SPERRYS ARE BACK ONBOARD, MAKING SAILS ON MARTHA’S VINEYARD
Article by Connie Berry in Martha's Vineyard Times July 6, 2016
Ben Sperry, whose uncle first occupied the nook above Gannon and Benjamin, has taken over the sail loft on the Vineyard Haven harborfront.
It’s been decades since a Sperry has owned the sailmaking business in the loft above the Gannon and Benjamin Marine Railway and boatbuilding operation on Vineyard Haven Harbor. That changed when Ben Sperry, 37, stepped to the helm to run the Vineyard sail loft after Sperry Sails purchased the business in June.
Ben’s uncle, Steve Sperry, first opened the sail loft approximately 30 years ago. Then Gretchen Snyder took over, and most recently, Sarah Smith.
“And now she’s passing it back to us,” Ben said on a recent afternoon, sitting in the loft among a half-dozen industrial sewing machines.
Sperry Sails, Sperry Sails MV’s parent company, is based in Marion on Buzzards Bay, and recorded more than $800,000 in sales last year, according to Ben, who said he will be dividing his time between the two locations. Meanwhile, he’s hired Ian Ridgeway, 34, to keep the operation going full-time on the Vineyard Haven Harbor. The two sailors met last year at the Vineyard Cup.
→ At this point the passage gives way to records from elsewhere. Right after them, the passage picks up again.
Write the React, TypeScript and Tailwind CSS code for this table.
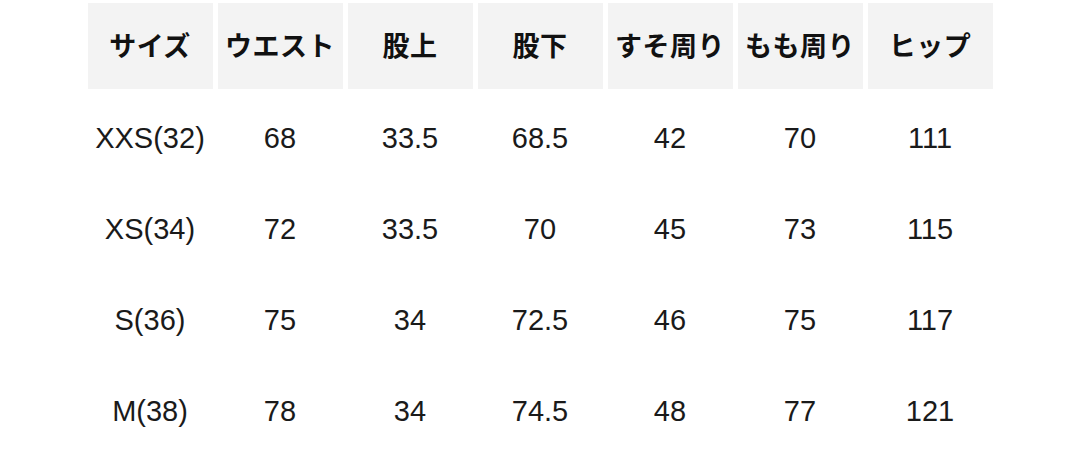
import React from "react";

const headers = ["サイズ", "ウエスト", "股上", "股下", "すそ周り", "もも周り", "ヒップ"];
const rows = [
  ["XXS(32)", "68", "33.5", "68.5", "42", "70", "111"],
  ["XS(34)", "72", "33.5", "70", "45", "73", "115"],
  ["S(36)", "75", "34", "72.5", "46", "75", "117"],
  ["M(38)", "78", "34", "74.5", "48", "77", "121"],
];

export default function App() {
  return (
    <div className="w-[1080px] h-[456px] bg-white overflow-hidden pt-[3px]">
      <div className="flex justify-center gap-[5px] h-[86px]">
        {headers.map((h) => (
          <div
            key={h}
            className="w-[125px] h-full bg-[#f3f3f3] flex items-center justify-center text-[27px] font-bold text-[#111] tracking-[0.5px] pb-[2px]"
            style={{ fontFamily: '"Noto Sans CJK JP", sans-serif' }}
          >
            {h}
          </div>
        ))}
      </div>
      <div className="mt-[4px]">
        {rows.map((r, i) => (
          <div key={i} className="flex justify-center gap-[5px] h-[91px]">
            {r.map((c, j) => (
              <div
                key={j}
                className="w-[125px] h-full flex items-center justify-center text-[29px] text-[#1a1a1a]"
                style={{ fontFamily: '"Liberation Sans", Arial, sans-serif' }}
              >
                {c}
              </div>
            ))}
          </div>
        ))}
      </div>
    </div>
  );
}
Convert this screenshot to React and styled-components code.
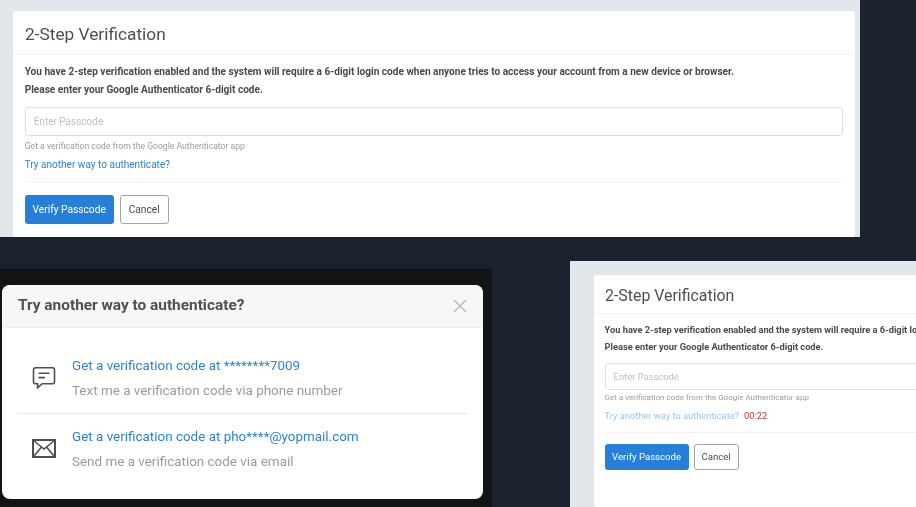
import styled, { createGlobalStyle } from "styled-components";

const GlobalStyle = createGlobalStyle`
  html, body {
    margin: 0;
    padding: 0;
    background: #1a222f;
    font-family: Roboto, "Liberation Sans", sans-serif;
  }
`;

const ChatIcon = () => (
  <svg width="24" height="24" viewBox="0 0 24 24" fill="none" stroke="#4d4f52" strokeWidth="1.6">
    <path d="M3.5 1.8h17a2 2 0 0 1 2 2v12a2 2 0 0 1-2 2H10l-4.6 4.2.4-4.2H3.5a2 2 0 0 1-2-2v-12a2 2 0 0 1 2-2z" strokeLinejoin="round" />
    <path d="M6.5 7.3h11M6.5 11.6h6.5" />
  </svg>
);

const MailIcon = () => (
  <svg width="24" height="20" viewBox="0 0 24 20" fill="none" stroke="#4d4f52">
    <rect x="1" y="1" width="22" height="17" strokeWidth="2" />
    <path d="M1.5 1.5 12 10 22.5 1.5M1.5 17.5 9.5 8M22.5 17.5 14.5 8" strokeWidth="1.6" />
  </svg>
);

const CloseIcon = () => (
  <svg width="14" height="14" viewBox="0 0 14 14" stroke="#bdbdbd" strokeWidth="1.6">
    <path d="M1 1 13 13M13 1 1 13" />
  </svg>
);

const VerifyPanel = ({ small, timer }) => (
  <Shot $small={small}>
    <Card $small={small}>
      <CardHeader $small={small}>2-Step Verification</CardHeader>
      <CardBody $small={small}>
        <Intro $small={small}>
          You have 2-step verification enabled and the system will require a 6-digit login code when anyone tries to access your account from a new device or browser.
        </Intro>
        <Intro $small={small}>Please enter your Google Authenticator 6-digit code.</Intro>
        <PasscodeInput $small={small}>Enter Passcode</PasscodeInput>
        <Hint $small={small}>Get a verification code from the Google Authenticator app</Hint>
        <LinkRow $small={small}>
          <TryLink $small={small}>Try another way to authenticate?</TryLink>
          {timer && <Timer>{timer}</Timer>}
        </LinkRow>
        <Divider $small={small} />
        <Buttons $small={small}>
          <VerifyButton $small={small}>Verify Passcode</VerifyButton>
          <CancelButton $small={small}>Cancel</CancelButton>
        </Buttons>
      </CardBody>
    </Card>
  </Shot>
);

const options = [
  {
    icon: <ChatIcon />,
    title: "Get a verification code at ********7009",
    text: "Text me a verification code via phone number",
  },
  {
    icon: <MailIcon />,
    title: "Get a verification code at pho****@yopmail.com",
    text: "Send me a verification code via email",
  },
];

const App = () => {
  return (
    <Page>
      <GlobalStyle />
      <VerifyPanel />
      <BottomRow>
        <Backdrop>
          <Modal>
            <ModalHeader>
              <ModalTitle>Try another way to authenticate?</ModalTitle>
              <CloseIcon />
            </ModalHeader>
            <OptionList>
              {options.map((option) => (
                <Option key={option.title}>
                  <OptionIcon>{option.icon}</OptionIcon>
                  <div>
                    <OptionTitle>{option.title}</OptionTitle>
                    <OptionText>{option.text}</OptionText>
                  </div>
                </Option>
              ))}
            </OptionList>
          </Modal>
        </Backdrop>
        <VerifyPanel small timer="00:22" />
      </BottomRow>
    </Page>
  );
};

export default App;

const Page = styled.div`
  width: 916px;
  height: 507px;
  overflow: hidden;
  display: flex;
  flex-direction: column;
  background: #1a222f;
  filter: blur(0.45px);
`;

const Shot = styled.section`
  box-sizing: border-box;
  flex: none;
  overflow: hidden;
  background: #e2e7ec;
  width: ${(p) => (p.$small ? "346px" : "860px")};
  height: ${(p) => (p.$small ? "246px" : "237px")};
  padding: ${(p) => (p.$small ? "14px 0 0 24px" : "11px 5px 0 13px")};
`;

const Card = styled.div`
  box-sizing: border-box;
  background: #fff;
  border-radius: 4px;
  height: 100%;
  width: ${(p) => (p.$small ? "760px" : "auto")};
`;

const CardHeader = styled.h2`
  box-sizing: border-box;
  margin: 0;
  border-bottom: 1px solid #f0f1f3;
  color: #4b4f54;
  font-weight: 400;
  font-size: ${(p) => (p.$small ? "15.9px" : "17.3px")};
  height: ${(p) => (p.$small ? "39px" : "44px")};
  line-height: ${(p) => (p.$small ? "42px" : "46px")};
  padding-left: ${(p) => (p.$small ? "11px" : "12px")};
`;

const CardBody = styled.div`
  padding: ${(p) => (p.$small ? "7px 0 0 10.6px" : "8px 12px 0 11.7px")};
`;

const Intro = styled.p`
  margin: 0;
  color: #4a4a4a;
  font-weight: 700;
  white-space: nowrap;
  font-size: ${(p) => (p.$small ? "9.25px" : "10.08px")};
  line-height: ${(p) => (p.$small ? "17px" : "18px")};
`;

const PasscodeInput = styled.div`
  box-sizing: border-box;
  border: 1px solid #dcdee0;
  border-radius: 3px;
  color: #bcbec0;
  font-size: ${(p) => (p.$small ? "9.4px" : "10px")};
  height: ${(p) => (p.$small ? "27px" : "29px")};
  line-height: ${(p) => (p.$small ? "25px" : "28px")};
  margin-top: 8px;
  padding-left: 8px;
`;

const Hint = styled.div`
  color: #9a9c9e;
  font-size: ${(p) => (p.$small ? "8px" : "8.65px")};
  line-height: 10px;
  margin-top: ${(p) => (p.$small ? "3px" : "5px")};
`;

const LinkRow = styled.div`
  display: flex;
  gap: 5px;
  font-size: ${(p) => (p.$small ? "9.3px" : "10.05px")};
  line-height: 12px;
  margin-top: ${(p) => (p.$small ? "7px" : "8px")};
`;

const TryLink = styled.span`
  color: ${(p) => (p.$small ? "#9ac5f0" : "#2b83d6")};
`;

const Timer = styled.span`
  color: #c0392f;
`;

const Divider = styled.hr`
  border: 0;
  border-top: 1px solid #f1f2f3;
  margin: ${(p) => (p.$small ? "10px 0 11px" : "11px 0 12px")};
`;

const Buttons = styled.div`
  display: flex;
  gap: ${(p) => (p.$small ? "5px" : "6px")};
`;

const VerifyButton = styled.div`
  box-sizing: border-box;
  background: #2680d9;
  border-radius: 3px;
  color: #fff;
  text-align: center;
  font-size: ${(p) => (p.$small ? "9.6px" : "10.2px")};
  width: ${(p) => (p.$small ? "84px" : "89px")};
  height: ${(p) => (p.$small ? "26px" : "29px")};
  line-height: ${(p) => (p.$small ? "26px" : "29px")};
`;

const CancelButton = styled.div`
  box-sizing: border-box;
  background: #fff;
  border: 1.3px solid #a5a5a5;
  border-radius: 3px;
  color: #4c4c4c;
  text-align: center;
  font-size: ${(p) => (p.$small ? "9.6px" : "10.2px")};
  width: ${(p) => (p.$small ? "45px" : "49px")};
  height: ${(p) => (p.$small ? "26px" : "29px")};
  line-height: ${(p) => (p.$small ? "24px" : "27px")};
`;

const BottomRow = styled.div`
  flex: 1;
  display: flex;
  justify-content: space-between;
  align-items: flex-end;
`;

const Backdrop = styled.div`
  box-sizing: border-box;
  width: 492px;
  height: 238px;
  padding: 16px 0 0 2px;
  background: #131416;
`;

const Modal = styled.div`
  box-sizing: border-box;
  width: 481px;
  height: 214px;
  background: #fff;
  border-radius: 8px;
  overflow: hidden;
`;

const ModalHeader = styled.header`
  box-sizing: border-box;
  display: flex;
  justify-content: space-between;
  align-items: center;
  height: 43px;
  padding: 0 16px 0 16px;
  background: #f7f7f7;
  border-bottom: 1px solid #eeeeee;
`;

const ModalTitle = styled.h3`
  margin: 0 0 2px;
  color: #505050;
  font-size: 15.4px;
  font-weight: 700;
`;

const OptionList = styled.div`
  padding: 15px 15px 0 16px;
`;

const Option = styled.div`
  display: flex;
  align-items: center;
  height: 70px;
  padding-left: 14px;
  & + & {
    border-top: 1px solid #e9e9e9;
    padding-bottom: 1px;
  }
`;

const OptionIcon = styled.div`
  display: flex;
  width: 40px;
  flex: none;
`;

const OptionTitle = styled.div`
  color: #2b83d6;
  font-size: 13.45px;
  line-height: 16px;
`;

const OptionText = styled.div`
  color: #999b9d;
  font-size: 13.45px;
  line-height: 16px;
  margin-top: 9px;
`;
“I’ve only been making sails since January, but I love it,” Ian said. “I took the job so that I could learn new things, a new trade. I feel like I’ve learned a lot, and my skills and confidence are growing, and Ben’s a great teacher.”
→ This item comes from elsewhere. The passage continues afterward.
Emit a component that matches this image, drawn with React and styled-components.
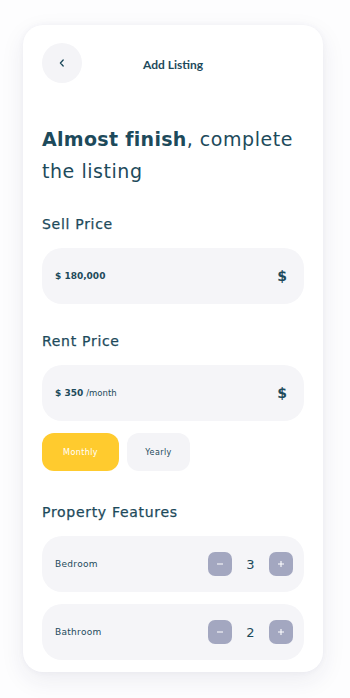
import React, { useState } from 'react';
import styled, { createGlobalStyle } from 'styled-components';

const Global = createGlobalStyle`
  html, body { margin: 0; padding: 0; background: #ffffff; }
  * { box-sizing: border-box; }
`;

const ink = '#1d4a5b';

const Page = styled.div`
  width: 350px;
  height: 698px;
  padding: 25px 0 0 23px;
  background: #fdfdfe;
`;

const Card = styled.div`
  width: 300px;
  height: 647px;
  background: #ffffff;
  border-radius: 20px;
  box-shadow: 0 8px 24px rgba(40, 40, 90, 0.08), 0 0 6px rgba(40, 40, 90, 0.04);
  padding: 18px 19px 0 19px;
  overflow: hidden;
  display: flex;
  flex-direction: column;
`;

const Header = styled.div`
  display: flex;
  align-items: center;
  height: 40px;
`;

const BackButton = styled.button`
  width: 40px;
  height: 40px;
  border-radius: 50%;
  border: none;
  background: #f4f4f7;
  display: flex;
  align-items: center;
  justify-content: center;
  padding: 0;
  color: ${ink};
`;

const Title = styled.div`
  flex: 1;
  text-align: center;
  margin-right: 40px;
  padding-top: 2px;
  font-family: Lato, 'Liberation Sans', sans-serif;
  font-weight: 700;
  font-size: 12px;
  color: ${ink};
`;

const Heading = styled.h1`
  margin: 40px 0 0 0;
  font-family: 'DejaVu Sans', sans-serif;
  font-weight: 400;
  font-size: 19px;
  line-height: 32px;
  color: ${ink};
  letter-spacing: 0.55px;
  b { font-weight: 700; letter-spacing: 0.3px; }
`;

const Label = styled.div`
  margin-top: ${p => p.$top}px;
  font-family: 'DejaVu Sans', sans-serif;
  font-size: 14px;
  line-height: 18px;
  font-weight: 400;
  letter-spacing: 0.7px;
  -webkit-text-stroke: 0.25px ${ink};
  color: ${ink};
`;

const Field = styled.div`
  margin-top: 15px;
  height: 56px;
  border-radius: 20px;
  background: #f5f5f8;
  display: flex;
  align-items: center;
  justify-content: space-between;
  padding: 0 17px 0 13px;
`;

const Value = styled.div`
  font-family: 'DejaVu Sans', sans-serif;
  font-size: 9px;
  font-weight: 700;
  color: ${ink};
  span { font-weight: 400; font-size: 8.5px; margin-left: 3px; }
`;

const Dollar = styled.div`
  font-family: 'DejaVu Sans', sans-serif;
  font-weight: 700;
  font-size: 14px;
  color: ${ink};
`;

const Toggle = styled.div`
  margin-top: 12px;
  display: flex;
  gap: 8px;
`;

const Chip = styled.button`
  width: ${p => p.$w}px;
  height: 38px;
  border-radius: 12px;
  border: none;
  padding: 0;
  background: ${p => (p.$active ? '#ffcb2e' : '#f4f4f7')};
  color: ${p => (p.$active ? '#ffffff' : ink)};
  font-family: 'DejaVu Sans', sans-serif;
  font-size: 8px;
  letter-spacing: 0.4px;
`;

const Row = styled.div`
  margin-top: ${p => p.$top}px;
  height: 56px;
  border-radius: 20px;
  background: #f5f5f8;
  display: flex;
  align-items: center;
  padding: 0 11px 0 13px;
`;

const RowLabel = styled.div`
  flex: 1;
  font-family: 'DejaVu Sans', sans-serif;
  font-size: 9px;
  letter-spacing: 0.3px;
  color: ${ink};
`;

const Step = styled.button`
  width: 24px;
  height: 24px;
  border-radius: 7px;
  border: none;
  padding: 0;
  background: #a3a7c0;
  color: #ffffff;
  display: flex;
  align-items: center;
  justify-content: center;
`;

const Count = styled.div`
  width: 37px;
  text-align: center;
  font-family: 'DejaVu Sans', sans-serif;
  font-size: 13px;
  color: ${ink};
`;

const Minus = () => (
  <svg width="8" height="8" viewBox="0 0 8 8"><path d="M1 4h6" stroke="#fff" strokeWidth="1.2" /></svg>
);
const Plus = () => (
  <svg width="8" height="8" viewBox="0 0 8 8"><path d="M1 4h6M4 1v6" stroke="#fff" strokeWidth="1.1" /></svg>
);

function Counter({ label, start, top }) {
  const [n, setN] = useState(start);
  return (
    <Row $top={top}>
      <RowLabel>{label}</RowLabel>
      <Step onClick={() => setN(Math.max(0, n - 1))}><Minus /></Step>
      <Count>{n}</Count>
      <Step onClick={() => setN(n + 1)}><Plus /></Step>
    </Row>
  );
}

export default function App() {
  const [period, setPeriod] = useState('monthly');
  return (
    <Page>
      <Global />
      <Card>
        <Header>
          <BackButton>
            <svg width="10" height="10" viewBox="0 0 10 10">
              <path d="M6.2 2 3.4 5l2.8 3" fill="none" stroke={ink} strokeWidth="1.3" strokeLinecap="round" strokeLinejoin="round" />
            </svg>
          </BackButton>
          <Title>Add Listing</Title>
        </Header>
        <Heading><b>Almost finish</b>, complete the listing</Heading>
        <Label $top={28}>Sell Price</Label>
        <Field>
          <Value>$ 180,000</Value>
          <Dollar>$</Dollar>
        </Field>
        <Label $top={28}>Rent Price</Label>
        <Field>
          <Value>$ 350<span>/month</span></Value>
          <Dollar>$</Dollar>
        </Field>
        <Toggle>
          <Chip $w={77} $active={period === 'monthly'} onClick={() => setPeriod('monthly')}>Monthly</Chip>
          <Chip $w={63} $active={period === 'yearly'} onClick={() => setPeriod('yearly')}>Yearly</Chip>
        </Toggle>
        <Label $top={32}>Property Features</Label>
        <Counter label="Bedroom" start={3} top={15} />
        <Counter label="Bathroom" start={2} top={12} />
      </Card>
    </Page>
  );
}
Both Ian and Ben have at least 20 years of sailing experience, which comes in handy for sailmakers.
“I love the work,” Ben said. “I think my experience in sailmaking has been not too far from how it was a long time ago. Technology plays a role, but the elements are still the same.”
Ben Sperry has brought his family name back to the sail loft above Gannon and Benjamin. – Sam Moore
Materials used to make the sails are changing, but the majority of the sails leaving Sperry Sails MV are made of Dacron, the most common sailcloth worldwide, Ben said. Some customers require more high-tech sails for racing or performance cruise boats. Sperry Sails MV will also specialize in handcrafted sails for classic boats. Sail costs, Ben said, can range from $300 to over $30,000, depending on the vessel.
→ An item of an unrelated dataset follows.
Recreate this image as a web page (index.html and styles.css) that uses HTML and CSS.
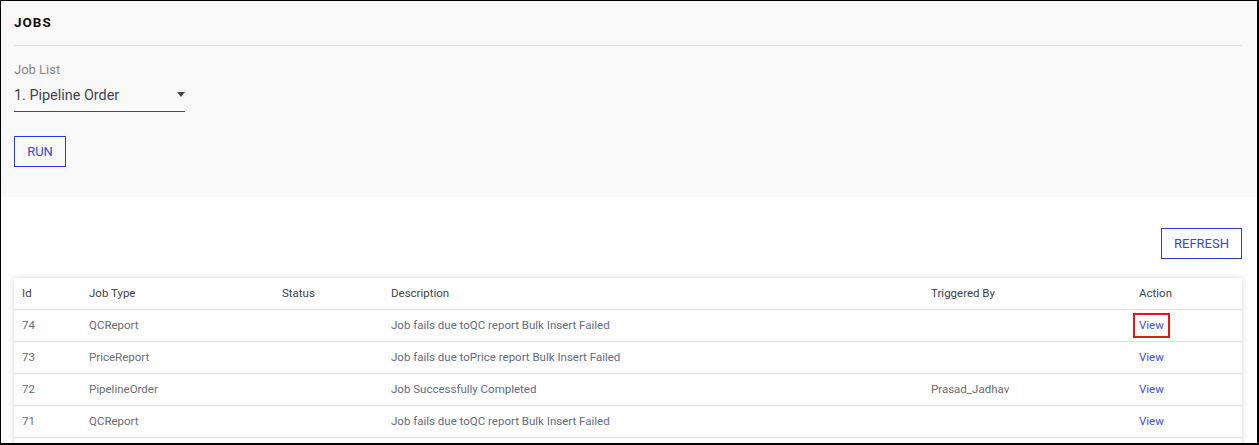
FILE: index.html
```html
<!DOCTYPE html>
<html lang="en">
<head>
<meta charset="utf-8">
<title>Jobs</title>
<link rel="stylesheet" href="styles.css">
</head>
<body>
<div class="frame">
  <section class="panel">
    <h1 class="title">JOBS</h1>
    <div class="rule"></div>
    <div class="field-label">Job List</div>
    <div class="select">
      <span class="select-value">1. Pipeline Order</span>
      <span class="caret"></span>
    </div>
    <button class="btn btn-run" type="button">RUN</button>
  </section>
  <div class="toolbar">
    <button class="btn btn-refresh" type="button">REFRESH</button>
  </div>
  <div class="card">
    <table class="jobs">
      <colgroup>
        <col class="c-id"><col class="c-type"><col class="c-status"><col class="c-desc"><col class="c-trig"><col class="c-act">
      </colgroup>
      <thead>
        <tr><th>Id</th><th>Job Type</th><th>Status</th><th>Description</th><th>Triggered By</th><th>Action</th></tr>
      </thead>
      <tbody>
        <tr><td>74</td><td>QCReport</td><td></td><td class="desc">Job fails due toQC report Bulk Insert Failed</td><td></td><td><a class="view hl" href="#">View</a></td></tr>
        <tr><td>73</td><td>PriceReport</td><td></td><td class="desc">Job fails due toPrice report Bulk Insert Failed</td><td></td><td><a class="view" href="#">View</a></td></tr>
        <tr><td>72</td><td>PipelineOrder</td><td></td><td class="desc">Job Successfully Completed</td><td>Prasad_Jadhav</td><td><a class="view" href="#">View</a></td></tr>
        <tr><td>71</td><td>QCReport</td><td></td><td class="desc">Job fails due toQC report Bulk Insert Failed</td><td></td><td><a class="view" href="#">View</a></td></tr>
      </tbody>
    </table>
  </div>
</div>
</body>
</html>
```
FILE: styles.css
```css
html, body {
  margin: 0;
  padding: 0;
  background: #fff;
}
body {
  font-family: Roboto, "Liberation Sans", Arial, sans-serif;
  color: #555;
}
.frame {
  box-sizing: border-box;
  width: 1259px;
  height: 445px;
  border-left: 1px solid #000;
  border-top: 1px solid #000;
  border-right: 2px solid #000;
  border-bottom: 2px solid #000;
  overflow: hidden;
  background: #fff;
}
.panel {
  box-sizing: border-box;
  height: 196px;
  background: #f9f9f9;
  padding: 13px 15px 0 13px;
}
.title {
  margin: 0;
  font-size: 13.5px;
  line-height: 16px;
  font-weight: 700;
  letter-spacing: 1px;
  color: #111;
}
.rule {
  margin-top: 15px;
  height: 1px;
  background: #dcdcdc;
}
.field-label {
  margin-top: 16px;
  font-size: 13px;
  line-height: 16px;
  color: #888;
}
.select {
  margin-top: 8px;
  width: 171px;
  display: flex;
  align-items: center;
  justify-content: space-between;
  border-bottom: 1px solid #4a4a5e;
  padding-bottom: 5px;
}
.select-value {
  font-size: 14.4px;
  line-height: 20px;
  color: #444450;
}
.caret {
  width: 0;
  height: 0;
  border-left: 4.5px solid transparent;
  border-right: 4.5px solid transparent;
  border-top: 5px solid #444450;
  margin-top: -3px;
}
.btn {
  display: block;
  box-sizing: border-box;
  height: 31px;
  background: #fff;
  border: 1px solid #2c3ad9;
  color: #3a48d6;
  font-family: Roboto, "Liberation Sans", Arial, sans-serif;
  font-size: 13px;
  padding: 0;
  cursor: pointer;
}
.btn-run {
  margin-top: 24px;
  width: 52px;
  background: transparent;
}
.toolbar {
  display: flex;
  justify-content: flex-end;
  padding: 31px 15px 0 13px;
}
.btn-refresh {
  width: 81px;
}
.card {
  margin: 19px 15px 0 13px;
  padding-bottom: 40px;
  background: #fff;
  box-shadow: 0 0 6px rgba(0, 0, 0, 0.16);
}
.jobs {
  width: 100%;
  table-layout: fixed;
  border-collapse: separate;
  border-spacing: 0;
}
.c-id { width: 67px; }
.c-type { width: 193px; }
.c-status { width: 109px; }
.c-desc { width: 540px; }
.c-trig { width: 208px; }
.c-act { width: 111px; }
.jobs th,
.jobs td {
  padding: 0 8px;
  height: 31px;
  line-height: 31px;
  border-bottom: 1px solid #dedede;
  text-align: left;
  white-space: nowrap;
  font-size: 11.5px;
  vertical-align: middle;
}
.jobs th {
  font-weight: 400;
  color: #3f3f4a;
}
.jobs td {
  color: #6c6c74;
}
.jobs td.desc {
  color: #636a86;
}
.view {
  color: #4150d4;
  text-decoration: none;
}
.hl {
  display: inline-block;
  border: 2px solid #e8141a;
  padding: 0 4px;
  line-height: 21px;
  margin-left: -6px;
  vertical-align: middle;
}
```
“We service boats from the smallest dinghies to the 92-foot Tabor Boy, and many boats in between,” Ben said. “Our average sail costs $3,000.”
The type of material used for a sail depends on the boat and whether it’s used for racing or for recreational sailing.
“The best sail from a performance standpoint is stable; you pull on it from several directions and not have it stretch too much,” Ben said. “Sailcloth is tightly woven polyester heated to shrink the fibers together, and is dipped in resin to finish the fabric.”
The significance of the location of the sail loft isn’t wasted on the two sailmakers. “Vineyard Haven is my favorite harbor in the world without a doubt,” Ian said. “To have a boatbuilder on the harbor building boats all the time — the Shenandoah and the Alabama are here — to be a part of that community is just awesome.”
Ian said he’s heard that Vineyard Haven Harbor has more wooden boats than any harbor in the world.
“You’ll see the Sperry logo on sails all over the world, but the majority of our customers are right here,” he said.
One of the benefits the new sail loft brings to the community is that if there’s a job they can’t handle at the loft, they can collaborate with Sperry Sails in Marion to get the work done.
“Our plan is to bring in expert crew members from Marion for specialty work,” Ben said. “I’ll work here with Ian on sailmaking projects; that’s one of the things I’m most excited about, getting out of the office and doing meaningful work.”
The men plan to handle all aspects of canvas work, from the smallest detail to the largest sail. Ian recently finished making a canvas pipe berth, a stowable bunk much like a hammock. “That’s something I’ve never done before,” he said. “We do pretty much anything that’s textile-related.”
Nat Benjamin, one of the owners of Gannon and Benjamin and a well-known wooden boat designer and builder, welcomed the men. “We’re very excited to have them here, and we’re happy to have them take over the loft,” Nat said.
With possible customers coming from the Island’s marinas and boatyards, Sail Martha’s Vineyard, and the Edgartown Yacht Club, Ben is hoping the sail loft finds its niche. He said he’s shooting for approximately $100,000 in sales his first year. “We could be a great service for boatyards, and so far I’ve seen a pretty wide range of people,” Ben said.
“In this industry, you’ll see a lot of logos on sails made in Asia; that’s not us. We make our sails in Marion or right here.”